Italy finds demand for bonds as election raises questions about economic reforms
Monti's technocrat government collapsed after former Prime Minister Silvio Berlusconi withdrew his support, throwing Italy into an election campaign that will determine whether the eurozone's second most indebted nation will continue to implement reforms launched over the past 12 months.
Italy auctioned €3 billion of 10-year bonds at a yield of 4.48%, little changed from the last auction in November. It also sold €2.9 billion of 5-year bonds at a steady yield of 3.26%.
Italy's government borrowing stands at about €2 trillion, equivalent to almost 130% of gross domestic product, and it needs to issue some €420 billion in bonds for 2013 to service that debt.
Only Greece, which has been bailed out by the European Union and IMF, has a higher debt-to-GDP ratio in the eurozone.
Monti's commitment to reform has reassured investors and his eurozone partners. Bond yields edged up on news of his departure, but are still far below the 7% seen just over a year ago, when he was appointed head of an unelected government to rescue Italy from the debt crisis that was threatening to tear the eurozone apart.
Italy has also benefited this year from the as-yet untested commitment by the European Central Bank to buy the bonds of ailing eurozone states, provided they request a formal bailout and agree to the conditions attached.
"That Italy is able to sell 10-year paper at a yield of 4.5% eight weeks before a crucial parliamentary election says much about the dramatic shift in sentiment towards the eurozone," said Nicholas Spiro, managing director of Spiro Sovereign Strategy. "Yet the fact remains that complacency has seeped into Italy's bond market.
Italy faces a tough 2013. It has already been in recession for five consecutive quarters.
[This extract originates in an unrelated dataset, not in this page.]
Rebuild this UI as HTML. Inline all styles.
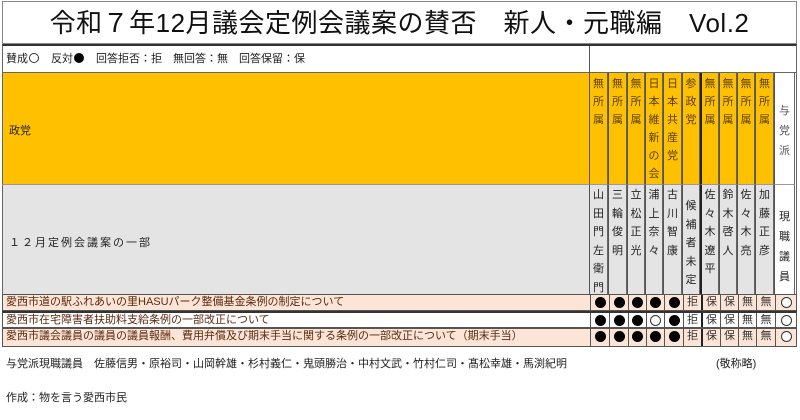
<!DOCTYPE html>
<html><head><meta charset="utf-8"><style>
*{margin:0;padding:0;box-sizing:border-box}
body{width:800px;height:420px;background:#fff;font-family:"Liberation Sans","Noto Sans CJK JP",sans-serif;position:relative;overflow:hidden;color:#222}
.a{position:absolute}
.t{left:2px;top:1px;width:795px;height:43px;border:1px solid #888;font-size:26px;text-align:center;line-height:42px;color:#111;letter-spacing:0.5px}
.lg{left:2px;top:44px;width:795px;height:29px;border:1px solid #666;border-top:2px solid #333;font-size:11px;line-height:26px;padding-left:3px}
.hd{left:2px;top:73px;width:587px;height:111px;background:#ffc000;border-left:1px solid #666;font-size:11px;padding:49px 0 0 6px}
.gr{left:2px;top:184px;width:587px;height:110px;background:#e4e4e4;border-left:1px solid #666;border-top:1px solid #999;font-size:11px;padding:49px 0 0 6px;letter-spacing:2px}
.col{position:absolute;border-right:1px solid #666;font-size:11px;text-align:center;line-height:18px}
.row{position:absolute;left:2px;width:795px;height:17px;border:1px solid #555;font-size:11px;line-height:15px;padding-left:3px;color:#5a2a10}
.c{position:absolute;top:0;height:100%;border-left:1px solid #555;text-align:center;font-size:11px;color:#333}
.dot{display:inline-block;width:11px;height:11px;border-radius:50%;background:#000;margin-top:2px}
.o{display:inline-block;width:11px;height:11px;border-radius:50%;border:1px solid #333;background:#fff;margin-top:2px}
.ls{display:inline-block;width:10px;height:10px;border-radius:50%;vertical-align:-1px;margin:0 1px}
</style></head><body>
<div class="a t">令和７年12月議会定例会議案の賛否　新人・元職編　Vol.2</div>
<div class="a lg">賛成<span class="ls" style="border:1px solid #333"></span>　反対<span class="ls" style="background:#000"></span>　回答拒否：拒　無回答：無　回答保留：保</div>
<div class="a" style="left:589px;top:46px;width:1px;height:27px;background:#555"></div>
<div class="a hd">政党</div>
<div class="a gr">１２月定例会議案の一部</div>
<div class="a" style="left:589px;top:73px;width:208px;height:221px;border-left:1px solid #555;border-right:1px solid #666"></div>
<div id="cols"></div>
<div class="a" style="left:2px;top:294px;width:795px;height:1px;background:#555"></div>
<div class="row" style="top:294px;background:#fce4d6">愛西市道の駅ふれあいの里HASUパーク整備基金条例の制定について</div>
<div class="row" style="top:311px;background:#fff;border-top:2px solid #333">愛西市在宅障害者扶助料支給条例の一部改正について</div>
<div class="row" style="top:328px;background:#fce4d6;height:19px">愛西市議会議員の議員の議員報酬、費用弁償及び期末手当に関する条例の一部改正について（期末手当）</div>
<div class="a" style="left:6px;top:355px;font-size:11px">与党派現職議員　佐藤信男・原裕司・山岡幹雄・杉村義仁・鬼頭勝治・中村文武・竹村仁司・髙松幸雄・馬渕紀明</div>
<div class="a" style="left:716px;top:355px;font-size:11px">(敬称略)</div>
<div class="a" style="left:6px;top:389px;font-size:11px">作成：物を言う愛西市民</div>
<script>
var xs=[589,608,627,645,663,682,700,719,737,755,774,795];
var hdr=["無所属","無所属","無所属","日本維新の会","日本共産党","参政党","無所属","無所属","無所属","無所属"];
var nm=["山田門左衛門","三輪俊明","立松正光","浦上奈々","古川智康","候補者未定","佐々木遼平","鈴木啓人","佐々木亮","加藤正彦"];
var v=[["●","●","●","●","●","拒","保","保","無","無","○"],["●","●","●","○","●","拒","保","保","無","無","○"],["●","●","●","●","●","拒","保","保","無","無","○"]];
var h="";
for(var i=0;i<11;i++){var l=xs[i],w=xs[i+1]-l;
 var bl=(i==6)?"2px solid #222":"1px solid #555";
 if(i<10){
  h+='<div class="col" style="left:'+l+'px;top:73px;width:'+w+'px;height:111px;background:#ffc000;border-left:'+bl+';padding-top:2px;color:#5a4000">'+hdr[i].split("").join("<br>")+'</div>';
  var pt=(i==5)?12:1;
  h+='<div class="col" style="left:'+l+'px;top:184px;width:'+w+'px;height:110px;background:#e4e4e4;border-left:'+bl+';border-top:1px solid #999;padding-top:'+pt+'px;line-height:18.5px;overflow:hidden">'+nm[i].split("").join("<br>")+'</div>';
 } else {
  h+='<div class="col" style="left:'+l+'px;top:73px;width:'+w+'px;height:111px;background:#fff;border-left:'+bl+';padding-top:28px;line-height:20px;color:#555">与<br>党<br>派</div>';
  h+='<div class="col" style="left:'+l+'px;top:184px;width:'+w+'px;height:110px;background:#fff;border-left:'+bl+';border-top:1px solid #999;padding-top:22px;line-height:20px">現<br>職<br>議<br>員</div>';
 }
}
document.getElementById("cols").innerHTML=h;
var rows=document.querySelectorAll(".row");
for(var r=0;r<3;r++){var s="";
 for(var i=0;i<11;i++){var l=xs[i]-2,w=xs[i+1]-xs[i];var c=v[r][i];
  var bl=(i==6)?"border-left:2px solid #222;":"";
  var inner=c=="●"?'<span class="dot"></span>':c=="○"?'<span class="o"></span>':c;
  s+='<div class="c" style="left:'+l+'px;width:'+w+'px;'+bl+'">'+inner+'</div>';}
 rows[r].innerHTML+=s;}
</script>
</body></html>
The economy is expected to contract by 2.4% in 2012, and shrink again next year. Some private forecasters believe budget targets Monti set for 2013 were overly optimistic, and that further austerity measures will be needed to wipe out the structural budget deficit.
Opinion polls suggest the center-left Democratic Party led by Pier Luigi Bersani -- who supports much of Monti's program - will win the lower house elections due in late February, but he may need to build a coalition to gain a majority, and the election could become a referendum on austerity.
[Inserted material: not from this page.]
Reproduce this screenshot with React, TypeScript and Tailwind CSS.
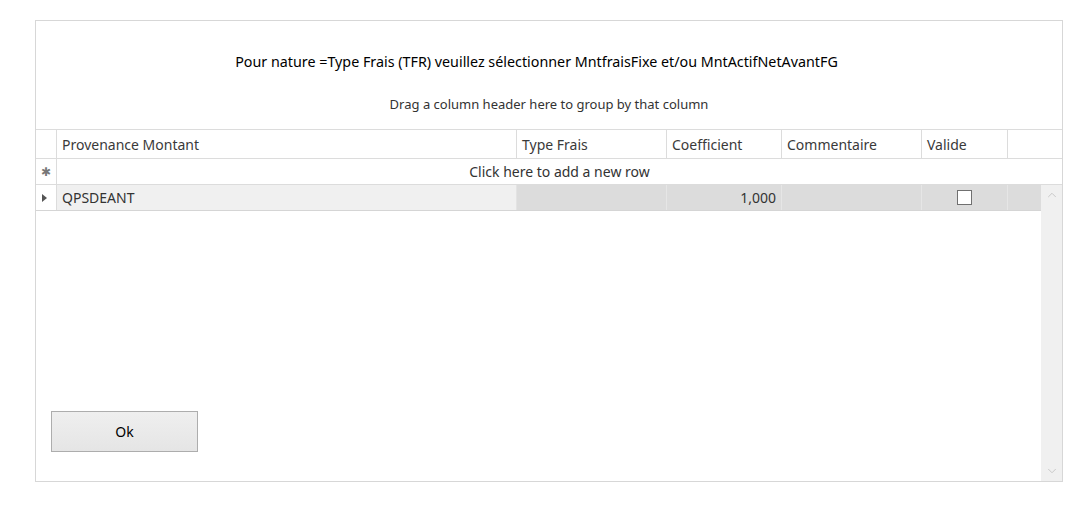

Monti, an economics professor and former European Commissioner, signaled earlier this week that he may be ready to lead Italy again if a party or coalition came forward with a program he could support. He has called for the next government to accelerate his reforms and open up Italy's labor markets.
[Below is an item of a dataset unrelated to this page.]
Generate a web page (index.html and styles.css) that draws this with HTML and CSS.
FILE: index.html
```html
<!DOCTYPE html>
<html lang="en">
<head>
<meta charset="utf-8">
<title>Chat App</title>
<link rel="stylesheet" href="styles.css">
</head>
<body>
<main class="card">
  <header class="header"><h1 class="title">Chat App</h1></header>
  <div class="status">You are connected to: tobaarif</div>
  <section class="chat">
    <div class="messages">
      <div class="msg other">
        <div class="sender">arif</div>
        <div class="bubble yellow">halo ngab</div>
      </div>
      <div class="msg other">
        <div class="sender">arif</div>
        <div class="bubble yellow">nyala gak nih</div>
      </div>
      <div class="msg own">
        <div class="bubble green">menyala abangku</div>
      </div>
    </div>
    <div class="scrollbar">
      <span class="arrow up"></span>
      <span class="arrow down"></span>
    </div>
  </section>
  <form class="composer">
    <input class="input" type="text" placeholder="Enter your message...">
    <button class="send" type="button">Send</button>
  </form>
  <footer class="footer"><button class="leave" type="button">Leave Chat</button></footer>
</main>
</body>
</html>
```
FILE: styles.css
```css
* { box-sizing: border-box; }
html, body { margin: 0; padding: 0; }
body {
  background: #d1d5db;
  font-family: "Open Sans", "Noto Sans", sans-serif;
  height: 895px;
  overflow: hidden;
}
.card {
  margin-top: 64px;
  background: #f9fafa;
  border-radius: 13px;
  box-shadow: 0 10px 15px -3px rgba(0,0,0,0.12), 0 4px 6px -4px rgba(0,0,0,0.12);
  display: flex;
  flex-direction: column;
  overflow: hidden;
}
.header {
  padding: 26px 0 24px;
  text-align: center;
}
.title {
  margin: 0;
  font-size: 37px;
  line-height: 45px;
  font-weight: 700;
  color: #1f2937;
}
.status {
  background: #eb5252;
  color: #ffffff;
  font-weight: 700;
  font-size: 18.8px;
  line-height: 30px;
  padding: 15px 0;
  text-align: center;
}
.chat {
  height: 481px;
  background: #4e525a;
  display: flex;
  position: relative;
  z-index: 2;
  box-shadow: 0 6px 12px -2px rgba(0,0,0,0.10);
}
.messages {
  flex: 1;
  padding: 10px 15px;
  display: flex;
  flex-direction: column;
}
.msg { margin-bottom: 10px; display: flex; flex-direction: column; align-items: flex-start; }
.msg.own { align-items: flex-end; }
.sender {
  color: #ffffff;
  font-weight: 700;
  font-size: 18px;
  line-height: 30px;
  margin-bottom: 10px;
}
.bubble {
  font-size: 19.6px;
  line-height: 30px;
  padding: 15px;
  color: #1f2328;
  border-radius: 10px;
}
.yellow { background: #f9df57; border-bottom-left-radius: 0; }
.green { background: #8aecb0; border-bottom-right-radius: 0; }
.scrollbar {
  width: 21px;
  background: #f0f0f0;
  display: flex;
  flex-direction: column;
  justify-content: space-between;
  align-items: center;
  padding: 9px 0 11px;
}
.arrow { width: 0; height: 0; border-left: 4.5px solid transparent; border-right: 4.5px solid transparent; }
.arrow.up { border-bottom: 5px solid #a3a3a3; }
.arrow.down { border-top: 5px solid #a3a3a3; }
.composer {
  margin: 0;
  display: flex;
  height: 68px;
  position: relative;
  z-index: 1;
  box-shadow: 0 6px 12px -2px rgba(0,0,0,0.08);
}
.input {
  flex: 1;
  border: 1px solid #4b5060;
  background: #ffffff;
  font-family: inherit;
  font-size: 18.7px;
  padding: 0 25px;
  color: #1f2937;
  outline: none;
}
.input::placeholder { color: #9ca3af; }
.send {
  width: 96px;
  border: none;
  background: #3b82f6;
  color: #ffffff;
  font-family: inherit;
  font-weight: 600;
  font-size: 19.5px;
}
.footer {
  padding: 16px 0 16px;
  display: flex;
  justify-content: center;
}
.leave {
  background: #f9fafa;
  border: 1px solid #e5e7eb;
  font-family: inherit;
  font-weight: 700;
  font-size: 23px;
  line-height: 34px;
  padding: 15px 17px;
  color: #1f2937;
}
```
Investors looking for continuity after the election would welcome a role for Monti in the new government but some analysts caution that the "Monti effect" could have unintended consequences.
"Although a Monti-led centrist alliance would draw votes away from both the center-left and center-right, it would also lead to a much more fragmented parliament and, quite possibly, an awkward coalition government with a questionable commitment to reform," said Spiro.